All this is true for the high-resolution world of printing. When text gets displayed on computer screens — even the 23” flatscreens are still limited to about 100 dpi —, sans-serif fonts play a far larger role.
Ask yourself the question how many pixels it minimally takes to form an actual character such as a lowercase “w” and an uppercase “W”? See for yourself: pushing aside all aesthetic considerations that make a letter pleasing to read, I’ve created “w” characters with the least possible amount of dots, and — to make it easier on your eyes — I have added an enlarged version. The smallest recognizable lowercase “w” is 5 pixels wide and 3 pixels high, the smallest uppercase “W” is 5 pixels wide and 4 pixels high.
A computer screen has only a few pixels to paint a letter — and the little ornaments called serifs can detract from the on-screen readability rather than add to it!
This theory is easily put to the test: surf for half an hour and observe how web pages use a sans serif font! Next, browse through some printed magazines and notice how rare sans serif fonts are for body text. Compare the two ratios if you still have doubts…
When it comes to displaying (body) text legibly on a computer screen, “anti-aliasing” or “font smoothing” is a better technique than the use of serifs to produce easily legible text! (It was invented by the Media Lab at M.I.T.) Anti-aliasing is the common name to describe any software technique that reduces “jaggies” on the screen by filling out the surrounding pixels with grey (or color). Font smoothing works around the low resolution of a computer screen — 72 to 100 dpi — by adding intermediate colored pixels to the corners, curves and diagonals of characters (and the borders of graphic elements). This softens the harsh stair-like steps; the eye is fooled into seeing straight lines and smooth curves where there are only coarse zigzag lines broken across the pixels!
Font smoothing is sometimes called “greyscale text”: as text is normally black, the intermediate colored pixels will be shades of grey. When graphical elements get anti-aliased, any color can apply…

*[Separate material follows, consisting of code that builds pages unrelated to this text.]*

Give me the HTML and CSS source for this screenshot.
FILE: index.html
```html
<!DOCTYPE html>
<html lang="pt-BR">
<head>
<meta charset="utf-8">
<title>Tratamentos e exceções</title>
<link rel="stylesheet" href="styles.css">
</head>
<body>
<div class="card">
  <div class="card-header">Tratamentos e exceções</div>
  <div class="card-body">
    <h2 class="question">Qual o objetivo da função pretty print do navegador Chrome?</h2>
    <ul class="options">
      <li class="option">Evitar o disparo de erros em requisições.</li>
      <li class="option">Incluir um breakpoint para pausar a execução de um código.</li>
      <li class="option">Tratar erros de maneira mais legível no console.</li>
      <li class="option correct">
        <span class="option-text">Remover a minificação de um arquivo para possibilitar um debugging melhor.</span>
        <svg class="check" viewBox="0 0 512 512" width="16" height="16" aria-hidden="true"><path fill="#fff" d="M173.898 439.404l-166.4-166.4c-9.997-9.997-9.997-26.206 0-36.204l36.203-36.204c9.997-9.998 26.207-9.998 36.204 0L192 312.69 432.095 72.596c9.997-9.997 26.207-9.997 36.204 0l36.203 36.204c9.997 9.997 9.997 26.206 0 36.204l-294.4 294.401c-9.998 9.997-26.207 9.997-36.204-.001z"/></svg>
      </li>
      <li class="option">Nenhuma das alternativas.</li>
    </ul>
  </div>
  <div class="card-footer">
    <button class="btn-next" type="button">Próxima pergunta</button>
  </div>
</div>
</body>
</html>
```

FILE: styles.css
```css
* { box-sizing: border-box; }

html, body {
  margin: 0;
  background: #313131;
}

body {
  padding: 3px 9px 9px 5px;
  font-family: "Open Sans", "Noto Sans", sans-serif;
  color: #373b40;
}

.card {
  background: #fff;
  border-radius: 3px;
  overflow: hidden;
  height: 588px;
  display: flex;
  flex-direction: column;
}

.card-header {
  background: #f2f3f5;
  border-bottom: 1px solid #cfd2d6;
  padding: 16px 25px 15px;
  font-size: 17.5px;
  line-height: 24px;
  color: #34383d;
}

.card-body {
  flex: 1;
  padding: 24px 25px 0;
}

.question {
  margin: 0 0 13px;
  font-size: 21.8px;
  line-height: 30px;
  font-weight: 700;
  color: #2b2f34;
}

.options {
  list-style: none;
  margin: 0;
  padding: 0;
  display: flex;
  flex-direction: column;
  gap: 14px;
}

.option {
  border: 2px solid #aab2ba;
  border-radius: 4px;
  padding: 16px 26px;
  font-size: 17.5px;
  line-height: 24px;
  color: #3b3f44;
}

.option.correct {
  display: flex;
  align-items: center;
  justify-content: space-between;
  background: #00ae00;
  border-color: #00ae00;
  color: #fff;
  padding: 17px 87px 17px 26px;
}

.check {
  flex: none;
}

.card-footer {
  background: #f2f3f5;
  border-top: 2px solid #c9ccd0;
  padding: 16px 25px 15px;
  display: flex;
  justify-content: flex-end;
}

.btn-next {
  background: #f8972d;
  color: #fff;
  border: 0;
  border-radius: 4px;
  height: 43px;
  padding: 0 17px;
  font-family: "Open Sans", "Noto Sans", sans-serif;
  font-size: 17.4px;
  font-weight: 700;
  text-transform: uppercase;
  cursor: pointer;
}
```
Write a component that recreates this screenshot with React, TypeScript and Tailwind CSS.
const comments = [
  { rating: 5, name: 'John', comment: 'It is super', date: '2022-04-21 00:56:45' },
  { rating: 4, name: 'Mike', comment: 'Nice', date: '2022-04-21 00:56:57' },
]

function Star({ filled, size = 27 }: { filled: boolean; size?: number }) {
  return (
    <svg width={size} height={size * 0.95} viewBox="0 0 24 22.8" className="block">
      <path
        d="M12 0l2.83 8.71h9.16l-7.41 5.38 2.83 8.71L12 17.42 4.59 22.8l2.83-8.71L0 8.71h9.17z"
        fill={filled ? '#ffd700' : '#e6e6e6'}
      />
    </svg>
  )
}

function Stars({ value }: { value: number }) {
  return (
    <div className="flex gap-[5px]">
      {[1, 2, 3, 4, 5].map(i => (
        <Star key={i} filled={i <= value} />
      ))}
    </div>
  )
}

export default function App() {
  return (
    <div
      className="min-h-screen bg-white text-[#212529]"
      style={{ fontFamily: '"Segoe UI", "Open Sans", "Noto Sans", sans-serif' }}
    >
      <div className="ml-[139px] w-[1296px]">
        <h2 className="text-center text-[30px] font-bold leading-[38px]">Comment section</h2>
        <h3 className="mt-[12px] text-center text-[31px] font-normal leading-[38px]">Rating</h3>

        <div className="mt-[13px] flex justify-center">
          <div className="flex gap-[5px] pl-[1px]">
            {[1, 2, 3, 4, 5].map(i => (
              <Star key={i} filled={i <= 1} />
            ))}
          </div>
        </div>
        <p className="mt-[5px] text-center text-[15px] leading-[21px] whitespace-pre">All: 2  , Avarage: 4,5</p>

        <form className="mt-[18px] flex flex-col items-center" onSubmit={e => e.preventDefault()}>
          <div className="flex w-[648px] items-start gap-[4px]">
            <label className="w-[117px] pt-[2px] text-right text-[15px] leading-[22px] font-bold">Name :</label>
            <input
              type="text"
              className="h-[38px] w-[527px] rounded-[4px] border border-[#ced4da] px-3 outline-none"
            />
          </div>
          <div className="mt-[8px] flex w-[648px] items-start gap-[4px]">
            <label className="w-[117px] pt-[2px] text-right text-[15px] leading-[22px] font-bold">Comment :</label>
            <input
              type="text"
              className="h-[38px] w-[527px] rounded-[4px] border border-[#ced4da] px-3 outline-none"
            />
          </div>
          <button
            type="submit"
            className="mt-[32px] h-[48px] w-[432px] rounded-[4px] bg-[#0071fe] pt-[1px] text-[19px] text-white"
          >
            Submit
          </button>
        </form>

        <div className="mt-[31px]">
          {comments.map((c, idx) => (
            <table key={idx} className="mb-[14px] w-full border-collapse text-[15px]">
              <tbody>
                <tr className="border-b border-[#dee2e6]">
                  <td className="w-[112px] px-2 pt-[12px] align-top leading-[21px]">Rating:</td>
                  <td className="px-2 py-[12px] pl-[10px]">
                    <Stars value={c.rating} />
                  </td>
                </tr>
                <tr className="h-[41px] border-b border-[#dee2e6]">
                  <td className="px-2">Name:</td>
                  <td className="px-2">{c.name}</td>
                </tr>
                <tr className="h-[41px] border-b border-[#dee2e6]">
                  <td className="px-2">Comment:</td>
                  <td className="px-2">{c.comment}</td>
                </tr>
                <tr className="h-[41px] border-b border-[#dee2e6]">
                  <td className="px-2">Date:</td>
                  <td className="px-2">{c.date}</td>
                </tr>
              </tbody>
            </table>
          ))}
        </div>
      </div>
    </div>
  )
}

(Microsoft has developed its own implementation of subpixel anti-aliasing, it’s called ClearType. We won’t go into it, that would lead too far.)
We PC on computer screen technology
The absence of serif fonts also holds for lettering on television. You will rarely see serif fonts on a TV channel: given the low resolution of television screens, flickering would quickly occur should serif fonts be used. (There. You now know who shot the serif!)
There’s for instance a sans-serif font, Verdana, that got developed by Matthew Carter specifically to be read off the screen. Verdana is a screen font if there ever was one!
Sans-serif fonts are commonly used in headings and signage— contexts where visual clarity is more important than good readability.
Do the road signs on the right seem OK to you? We equipped them with a serif font!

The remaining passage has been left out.